**Problem:** Seek out every line containing the word "React", and copy each.

-- Start Recorded information --

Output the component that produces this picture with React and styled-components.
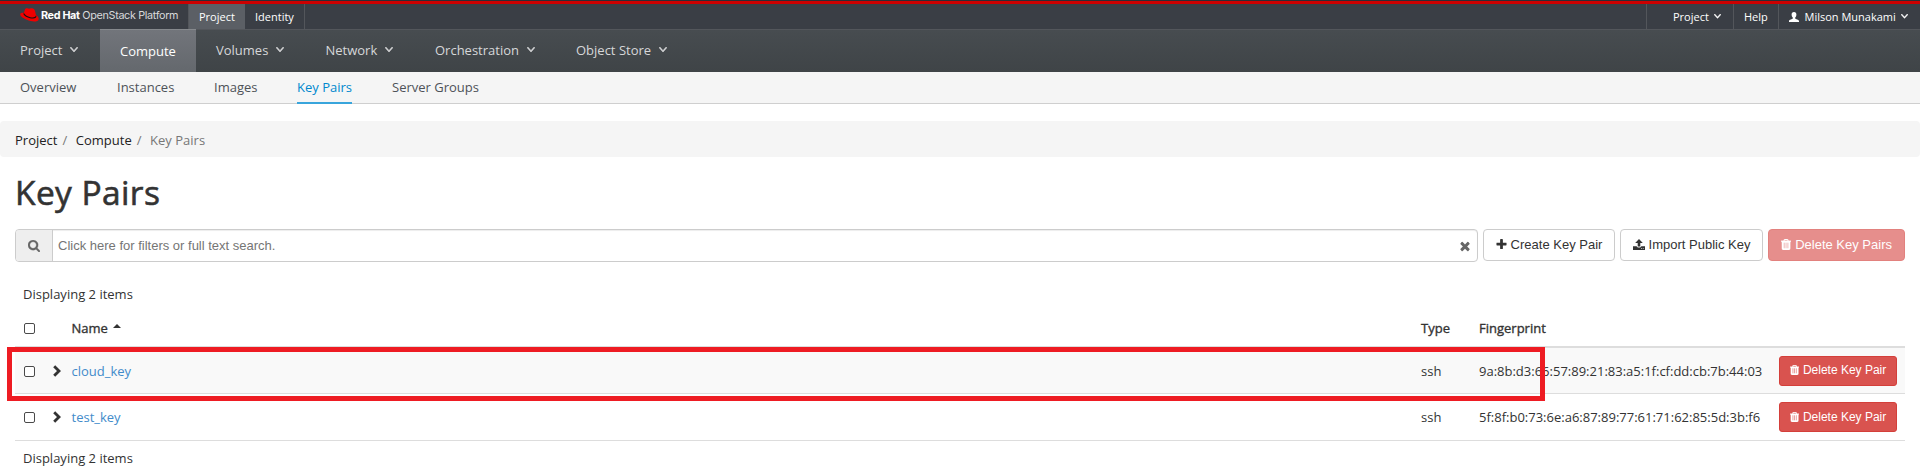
import React from "react";
import styled, { createGlobalStyle } from "styled-components";

const Global = createGlobalStyle`
  * { box-sizing: border-box; }
  body { margin: 0; background: #fff; color: #333; font: 13px/20px "Open Sans", "Noto Sans", sans-serif; overflow: hidden; }
`;

const Page = styled.div`position: relative; height: 473px; overflow: hidden;`;
const RedLine = styled.div`height: 4px; background: #cc0000; border-top: 1px solid #292e34;`;
const TopBar = styled.header`
  display: flex; height: 26px; background: #3a3e45;
  border-bottom: 1px solid #53565b; color: #fff; font-size: 11px;
`;
const Brand = styled.div`display: flex; width: 188px; padding: 4px 0 0 20px; color: #d8d9db;`;
const BrandText = styled.div`
  font: 400 10.8px/15px Inter, sans-serif; margin: 0 0 0 2px; white-space: nowrap; letter-spacing: -0.34px;
  b { font-weight: 700; color: #fff; }
`;
const TopItem = styled.div`
  display: flex; align-items: center; gap: ${(p) => p.$gap || 0}px; width: ${(p) => p.$w}px;
  padding: 0 0 0 ${(p) => p.$pad ?? 10}px; white-space: nowrap; height: 25px;
  background: ${(p) => (p.$active ? "#5b5f65" : "transparent")};
  border-left: ${(p) => (p.$left ? "1px solid #53565b" : "0")};
  border-right: ${(p) => (p.$right ? "1px solid #53565b" : "0")};
`;
const Spacer = styled.div`flex: 1;`;

const MainNav = styled.nav`
  display: flex; height: 42px; color: #d6d7d9;
  background: linear-gradient(#474c50, #3f4447);
`;
const NavItem = styled.div`
  display: flex; align-items: center; gap: 8px; width: ${(p) => p.$w}px; white-space: nowrap;
  padding: 0 0 ${(p) => (p.$active ? 1 : 2)}px 20px;
  color: ${(p) => (p.$active ? "#fff" : "inherit")};
  margin-top: ${(p) => (p.$active ? "-1px" : "0")};
  background: ${(p) => (p.$active ? "linear-gradient(#72757b, #64686d)" : "none")};
  border-top: ${(p) => (p.$active ? "1px solid #86898d" : "0")};
  height: ${(p) => (p.$active ? 43 : 42)}px;
`;
const SubNav = styled.nav`
  display: flex; gap: 40px; height: 32px; padding-left: 20px; background: #f5f5f5;
  border-bottom: 1px solid #cfcfcf; color: #4d5258;
`;
const SubItem = styled.div`
  height: 32px; padding-top: 5px; white-space: nowrap; width: ${(p) => p.$w}px;
  color: ${(p) => (p.$active ? "#0088ce" : "inherit")};
  border-bottom: ${(p) => (p.$active ? "2px solid #39a5dc" : "0")};
`;
const Crumbs = styled.div`
  display: flex; height: 36px; margin-top: 17px; padding: 10px 15px 0; border-radius: 4px;
  background: #f5f5f5; color: #222; line-height: 18px;
  span { color: #777; }
`;
const Slash = styled.span`width: 18.4px; padding-left: 5px;`;
const Title = styled.h1`
  margin: 16px 0 0 15px; font-size: 33.5px; font-weight: 400; line-height: 38px; height: 56px;
  letter-spacing: 0.4px; -webkit-text-stroke: 0.6px #333;
`;
const Toolbar = styled.div`display: flex; gap: 5px; padding: 0 15px; height: 33px;`;
const Search = styled.div`
  display: flex; width: 1463px; height: 33px; border: 1px solid #ccc; border-radius: 4px;
  box-shadow: inset 0 1px 1px rgba(0,0,0,.075); color: #757575; overflow: hidden;
  font: 13px/31px "Liberation Sans", sans-serif;
`;
const SearchIcon = styled.div`
  display: flex; align-items: center; justify-content: center; width: 37px; background: #eee; border-right: 1px solid #ccc; color: #666;
`;
const Placeholder = styled.div`flex: 1; padding-left: 5px;`;
const ClearBox = styled.div`display: flex; align-items: center; padding: 1px 6px 0 0; color: #666;`;
const Button = styled.div`
  display: flex; align-items: center; justify-content: center; gap: 4px;
  width: ${(p) => p.$w}px; height: ${(p) => p.$h || 32}px; border-radius: ${(p) => (p.$small ? 3 : 4)}px;
  padding-bottom: 1px; white-space: nowrap;
  font: ${(p) => (p.$small ? "12px" : "13px")}/18px "Liberation Sans", sans-serif;
  color: ${(p) => (p.$danger ? "#fff" : "#333")};
  background: ${(p) => (p.$danger ? "#d9534f" : "#fff")};
  border: 1px solid ${(p) => (p.$danger ? "#d43f3a" : "#ccc")};
  opacity: ${(p) => (p.$disabled ? 0.65 : 1)};
`;
const Table = styled.section`margin: 0 15px; padding-top: 22px;`;
const Count = styled.div`padding-left: 8px; height: 20px;`;
const Row = styled.div`
  display: grid; align-items: center; height: ${(p) => p.$h}px;
  grid-template-columns: 26px 30.5px 1fr 58px 300px 126px;
  padding-top: ${(p) => (p.$head ? 6 : 0)}px;
  background: ${(p) => (p.$striped ? "#f9f9f9" : "#fff")};
  border-bottom: ${(p) => (p.$head ? 2 : 1)}px solid #ddd;
  -webkit-text-stroke: ${(p) => (p.$head ? "0.35px #333" : "0")};
`;
const Cell = styled.div`white-space: nowrap;`;
const Link = styled.span`color: #428bca;`;
const CheckBox = styled.span`
  display: block; margin: 1px 0 0 9px; width: 11px; height: 11px; border: 1px solid #4a4a4a; border-radius: 2px; background: #fff;
`;
const ArrowWrap = styled.div`padding-left: 11.5px;`;
const Foot = styled(Count)`margin-top: 7px;`;
const Highlight = styled.div`
  position: absolute; left: 7px; top: 347px; width: 1538px; height: 54px; border: 5px solid #ee1c23;
`;
const NameHead = styled.div`display: flex; gap: 5px; align-items: center;`;
const Caret = styled.svg`display: block; margin-top: -5px;`;
const Svg = styled.svg`display: block; flex: none; fill: currentColor;`;

const paths = {
  search: "M1216 832q0-185-131.5-316.5t-316.5-131.5-316.5 131.5-131.5 316.5 131.5 316.5 316.5 131.5 316.5-131.5 131.5-316.5zm512 832q0 52-38 90t-90 38q-54 0-90-38l-343-342q-179 124-399 124-143 0-273.5-55.5t-225-150-150-225-55.5-273.5 55.5-273.5 150-225 225-150 273.5-55.5 273.5 55.5 225 150 150 225 55.5 273.5q0 220-124 399l343 343q37 37 37 90z",
  down: "M1395 736q0 13-10 23l-466 466q-10 10-23 10t-23-10l-466-466q-10-10-10-23t10-23l50-50q10-10 23-10t23 10l393 393 393-393q10-10 23-10t23 10l50 50q10 10 10 23z",
  times: "M1490 1322q0 40-28 68l-136 136q-28 28-68 28t-68-28l-294-294-294 294q-28 28-68 28t-68-28l-136-136q-28-28-28-68t28-68l294-294-294-294q-28-28-28-68t28-68l136-136q28-28 68-28t68 28l294 294 294-294q28-28 68-28t68 28l136 136q28 28 28 68t-28 68l-294 294 294 294q28 28 28 68z",
  plus: "M1600 736v192q0 40-28 68t-68 28h-416v416q0 40-28 68t-68 28h-192q-40 0-68-28t-28-68v-416h-416q-40 0-68-28t-28-68v-192q0-40 28-68t68-28h416v-416q0-40 28-68t68-28h192q40 0 68 28t28 68v416h416q40 0 68 28t28 68z",
  trash: "M704 1376v-704q0-14-9-23t-23-9h-64q-14 0-23 9t-9 23v704q0 14 9 23t23 9h64q14 0 23-9t9-23zm256 0v-704q0-14-9-23t-23-9h-64q-14 0-23 9t-9 23v704q0 14 9 23t23 9h64q14 0 23-9t9-23zm256 0v-704q0-14-9-23t-23-9h-64q-14 0-23 9t-9 23v704q0 14 9 23t23 9h64q14 0 23-9t9-23zm-544-992h448l-48-117q-7-9-17-11h-317q-10 2-17 11zm928 32v64q0 14-9 23t-23 9h-96v948q0 83-47 143.5t-113 60.5h-832q-66 0-113-58.5t-47-141.5v-952h-96q-14 0-23-9t-9-23v-64q0-14 9-23t23-9h309l70-167q15-37 54-63t79-26h320q40 0 79 26t54 63l70 167h309q14 0 23 9t9 23z",
};
const Icon = ({ name, size = 13, box = "128 128 1536 1536", stroke = 0 }) => (
  <Svg width={size} height={size} viewBox={box}><path d={paths[name]} stroke="currentColor" strokeWidth={stroke} /></Svg>
);
const Chevron = ({ w = 8 }) => (
  <Svg width={w} height={w * 0.65} viewBox="384 660 1024 600" preserveAspectRatio="none"><path d={paths.down} stroke="currentColor" strokeWidth="60" /></Svg>
);
const Trash = ({ size = 11 }) => (
  <Svg width={size * 0.92} height={size} viewBox="192 128 1408 1536"><path d={paths.trash} stroke="currentColor" strokeWidth="50" /></Svg>
);
const Upload = () => (
  <Svg width="12" height="11" viewBox="0 0 12 11">
    <path d="M6 0 9.8 4H7.3v3.4H4.7V4H2.2zM0 7.2h3.7c.2.9 1 1.3 2.3 1.3s2.1-.4 2.3-1.3H12V11H0zm8 2.1v.8h.8v-.8zm1.8 0v.8h.8v-.8z" fillRule="evenodd" />
  </Svg>
);
const User = () => (
  <Svg width="10" height="10" viewBox="0 0 10 10">
    <path d="M5 0C3.4 0 2.6 1 2.6 2.5 2.6 4 3.2 5 3.8 5.6v1C3.4 7.3.2 7.6 0 9v1h10V9C9.8 7.6 6.6 7.3 6.2 6.6v-1C6.8 5 7.4 4 7.4 2.5 7.4 1 6.6 0 5 0z" />
  </Svg>
);
const Hat = () => (
  <Svg width="19" height="14" viewBox="0 0 19 14">
    <path fill="#f00000" d="M5 1.5C5.4.3 6.3 0 7.3.3L9 .8 11 .3c2-.5 3.3.5 4 2.6L16 7c1.8 1 3 2.8 2.6 4.4-.5 2-4 2.6-8 1.6C5.5 11.700.2 8.700.2 6.200.2 5 1.800 4.500 3.900 4.700z" />
    <path fill="#111" d="M3.9 4.7C4.5 6.7 8 8.9 11.6 9.4c2.5.3 4.5-.5 4.4-2.400l.4 1.600c-.2 1.600-2.200 2.200-4.900 1.800C7.600 9.800 3.600 7.500 3.500 5.900z" />
  </Svg>
);
const Arrow = () => (
  <Svg width="8" height="12" viewBox="0 0 8 12"><path d="M.2 2.2 2.2.2 8 6 2.2 11.8.2 9.8 4 6z" /></Svg>
);

const rows = [
  { name: "cloud_key", print: "9a:8b:d3:66:57:89:21:83:a5:1f:cf:dd:cb:7b:44:03", striped: true, h: 46 },
  { name: "test_key", print: "5f:8f:b0:73:6e:a6:87:89:77:61:71:62:85:5d:3b:f6", h: 47 },
];

export default function App() {
  return (
    <Page>
      <Global />
      <RedLine />
      <TopBar>
        <Brand><Hat /><BrandText><b>Red Hat</b> OpenStack Platform</BrandText></Brand>
        <TopItem $w={57} $pad={10} $left $active>Project</TopItem>
        <TopItem $w={60} $right>Identity</TopItem>
        <Spacer />
        <TopItem $w={87} $pad={26} $gap={5} $left>Project<Chevron w={7} /></TopItem>
        <TopItem $w={45} $left>Help</TopItem>
        <TopItem $w={142} $gap={5.5} $left><User />Milson Munakami<Chevron w={7} /></TopItem>
      </TopBar>
      <MainNav>
        <NavItem $w={100}>Project<Chevron /></NavItem>
        <NavItem $w={96} $active>Compute</NavItem>
        <NavItem $w={109.5}>Volumes<Chevron /></NavItem>
        <NavItem $w={109.5}>Network<Chevron /></NavItem>
        <NavItem $w={141}>Orchestration<Chevron /></NavItem>
        <NavItem $w={140}>Object Store<Chevron /></NavItem>
      </MainNav>
      <SubNav>
        <SubItem $w={57}>Overview</SubItem>
        <SubItem $w={57}>Instances</SubItem>
        <SubItem $w={43}>Images</SubItem>
        <SubItem $w={55} $active>Key Pairs</SubItem>
        <SubItem $w={90}>Server Groups</SubItem>
      </SubNav>
      <Crumbs>Project<Slash>/</Slash>Compute<Slash>/</Slash><span>Key Pairs</span></Crumbs>
      <Title>Key Pairs</Title>
      <Toolbar>
        <Search>
          <SearchIcon><Icon name="search" size={12} box="64 128 1664 1664" stroke={40} /></SearchIcon>
          <Placeholder>Click here for filters or full text search.</Placeholder>
          <ClearBox><Icon name="times" size={12} /></ClearBox>
        </Search>
        <Button $w={132}><Icon name="plus" size={11} />Create Key Pair</Button>
        <Button $w={143}><Upload />Import Public Key</Button>
        <Button $w={137} $danger $disabled><Trash />Delete Key Pairs</Button>
      </Toolbar>
      <Table>
        <Count>Displaying 2 items</Count>
        <Row $head $h={44}>
          <Cell><CheckBox /></Cell><Cell />
          <NameHead>Name<Caret width="8" height="4"><path d="M0 4 4 0l4 4z" fill="#333" /></Caret></NameHead>
          <Cell>Type</Cell><Cell>Fingerprint</Cell><Cell />
        </Row>
        {rows.map((r) => (
          <Row key={r.name} $h={r.h} $striped={r.striped}>
            <Cell><CheckBox /></Cell><ArrowWrap><Arrow /></ArrowWrap>
            <Cell><Link>{r.name}</Link></Cell>
            <Cell>ssh</Cell><Cell>{r.print}</Cell>
            <Cell><Button $w={118} $h={30} $small $danger><Trash size={10} />Delete Key Pair</Button></Cell>
          </Row>
        ))}
        <Foot>Displaying 2 items</Foot>
      </Table>
      <Highlight />
    </Page>
  );
}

-- End Recorded information --

**The answer:**
Output the component that produces this picture with React and styled-components.
import React from "react";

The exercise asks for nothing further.